Anniversary is one of highest-profile political events in a year when Xi is widely believed to be trying to break with tradition and award himself a third five-year term as party leader

Related: Michelle Bachelet outlines human rights meetings as her six-day trip to China ends

Xi Jinping will “attend” the next week of celebrations to mark the 25th anniversary of the return of Hong Kong to China and the swearing-in ceremony of Hong Kong’s new chief executive Jon Lee, state media reports have said.

However, it remains unclear whether that would be a physical visit to the former British colony, which remains embroiled in protests after a crackdown on the pro-democracy movement.

On Saturday, the Chinese government’s official Xinhua News Agency said Mr Xi would participate in a meeting for the anniversary and the inauguration of the newly appointed chief executive. But the announcement gave no other details.
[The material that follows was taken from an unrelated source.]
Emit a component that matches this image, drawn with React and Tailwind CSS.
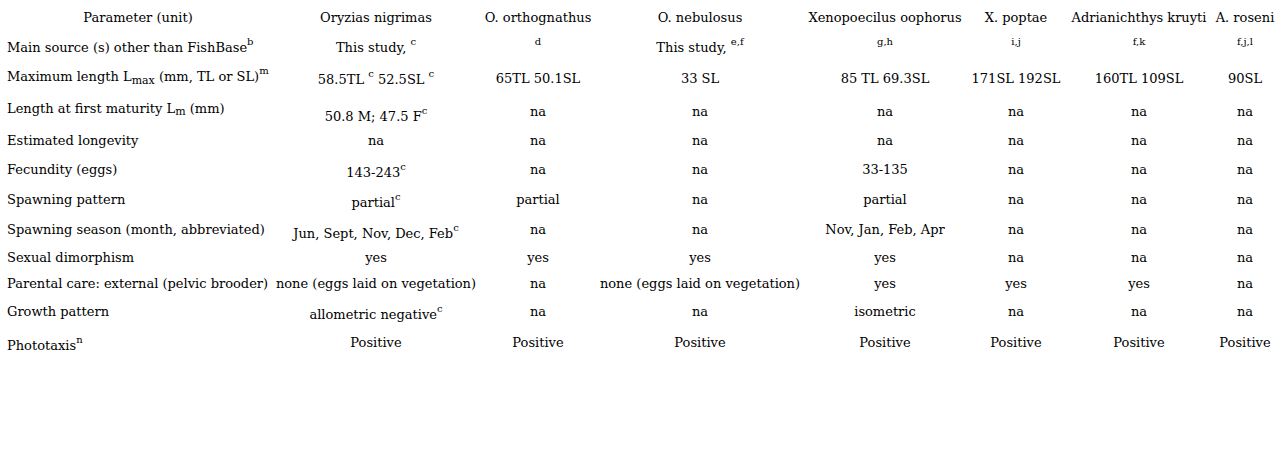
import React from 'react';

const S = ({ children }) => <sup className="static text-[10px] leading-none align-[7px]">{children}</sup>;
const B = ({ children }) => <sub className="text-[11px]">{children}</sub>;

const species = ['Oryzias nigrimas', 'O. orthognathus', 'O. nebulosus', 'Xenopoecilus oophorus', 'X. poptae', 'Adrianichthys kruyti', 'A. roseni'];
const widths = ['w-[266px]', 'w-[210px]', 'w-[114px]', 'w-[210px]', 'w-[160px]', 'w-[102px]', 'w-[144px]', 'w-[68px]'];

// lab / pad: extra padding classes nudging the label cell and the given value cells
const rows = [
    { h: 'h-[30px]', label: <>Main source (s) other than FishBase<S>b</S></>, cells: [<>This study, <S>c</S></>, <S>d</S>, <>This study, <S>e,f</S></>, <S>g,h</S>, <S>i,j</S>, <S>f,k</S>, <S>f,j,l</S>] },
    { h: 'h-[34px]', lab: 'pb-[6px]', label: <>Maximum length L<B>max</B> (mm, TL or SL)<S>m</S></>, cells: [<>58.5TL <S>c</S> 52.5SL <S>c</S></>, '65TL 50.1SL', '33 SL', '85 TL 69.3SL', '171SL 192SL', '160TL 109SL', '90SL'] },
    { h: 'h-[32px]', lab: 'pb-[6px]', pad: { 0: 'pt-[8px]' }, label: <>Length at first maturity L<B>m</B> (mm)</>, cells: [<>50.8 M; 47.5 F<S>c</S></>, 'na', 'na', 'na', 'na', 'na', 'na'] },
    { h: 'h-[27px]', label: 'Estimated longevity', cells: ['na', 'na', 'na', 'na', 'na', 'na', 'na'] },
    { h: 'h-[30px]', pad: { 0: 'pt-[4px]' }, label: 'Fecundity (eggs)', cells: [<>143-243<S>c</S></>, 'na', 'na', '33-135', 'na', 'na', 'na'] },
    { h: 'h-[30px]', pad: { 0: 'pt-[4px]' }, label: 'Spawning pattern', cells: [<>partial<S>c</S></>, 'partial', 'na', 'partial', 'na', 'na', 'na'] },
    { h: 'h-[31px]', pad: { 0: 'pt-[4px]' }, label: 'Spawning season (month, abbreviated)', cells: [<>Jun, Sept, Nov, Dec, Feb<S>c</S></>, 'na', 'na', 'Nov, Jan, Feb, Apr', 'na', 'na', 'na'] },
    { h: 'h-[25px]', label: 'Sexual dimorphism', cells: ['yes', 'yes', 'yes', 'yes', 'na', 'na', 'na'] },
    { h: 'h-[26px]', label: 'Parental care: external (pelvic brooder)', cells: ['none (eggs laid on vegetation)', 'na', 'none (eggs laid on vegetation)', 'yes', 'yes', 'yes', 'na'] },
    { h: 'h-[30px]', pad: { 0: 'pt-[4px]' }, label: 'Growth pattern', cells: [<>allometric negative<S>c</S></>, 'na', 'na', 'isometric', 'na', 'na', 'na'] },
    { h: 'h-[32px]', lab: 'pt-[4px]', label: <>Phototaxis<S>n</S></>, cells: ['Positive', 'Positive', 'Positive', 'Positive', 'Positive', 'Positive', 'Positive'] },
];

export default function App() {
    return (
        <div className="w-[1284px] h-[464px] bg-white text-black text-[13px] leading-[15px] overflow-hidden pl-[5px] pt-[3px]" style={{ fontFamily: '"DejaVu Serif", serif' }}>
            <table className="table-fixed border-collapse">
                <colgroup>
                    {widths.map((w, i) => <col key={i} className={w} />)}
                </colgroup>
                <thead>
                    <tr className="h-[28px]">
                        <th className="font-normal text-center align-middle p-0">Parameter (unit)</th>
                        {species.map(s => (
                            <th key={s} className="font-normal text-center align-middle p-0 whitespace-nowrap">{s}</th>
                        ))}
                    </tr>
                </thead>
                <tbody>
                    {rows.map((r, i) => (
                        <tr key={i} className={r.h}>
                            <td className={`text-left align-middle pl-[2px] whitespace-nowrap ${r.lab || ''}`}>{r.label}</td>
                            {r.cells.map((c, j) => (
                                <td key={j} className={`text-center align-middle whitespace-nowrap ${(r.pad && r.pad[j]) || ''}`}>{c}</td>
                            ))}
                        </tr>
                    ))}
                </tbody>
            </table>
        </div>
    );
}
It left the door open for speculation on the nature of the attendance of the Chinese president, who has addressed a range of international gatherings through video conferencing in the last two years.

If Mr Xi decides to make a visit in person, it would be his first outside mainland China since the start of the pandemic more than two years ago.

Mr Lee and his predecessor, Carrie Lam, both issued statements thanking Mr Xi for participating in the anniversary celebrations, but didn’t clarify whether he would visit Hong Kong.

The anniversary is one of the highest-profile political events in a year when Mr Xi is widely believed to be trying to break with tradition and award himself a third five-year term as party leader.

He is already the most powerful Chinese leader since at least the 1980s and wants to be seen as leading a “national rejuvenation” amid a military build-up and more assertive policy abroad.

This would also be the first time Mr Xi will have been in Hong Kong since Beijing imposed the sweeping national security law in 2020 after protests erupted over a proposed extradition law and spread to include demands for more democracy.

Many activists, journalists and politicians have since been arrested under the government’s brutal crackdown on any kind of dissent, including Jimmy Lai, former publisher of the defunct pro-democracy newspaper Apple Daily, and Hong Kong’s 90-year-old former Roman Catholic bishop, Joseph Zen.

The announcement of Mr Xi’s attendance also comes as Hong Kong is reporting an increased number of coronavirus cases after the emergence of the new Omicron sub-variant.

The city reported more than 1,800 cases on Friday, sparking a return of stringent isolation laws forcing Covid patients and their close contacts into centralised quarantine to control the spread of the virus.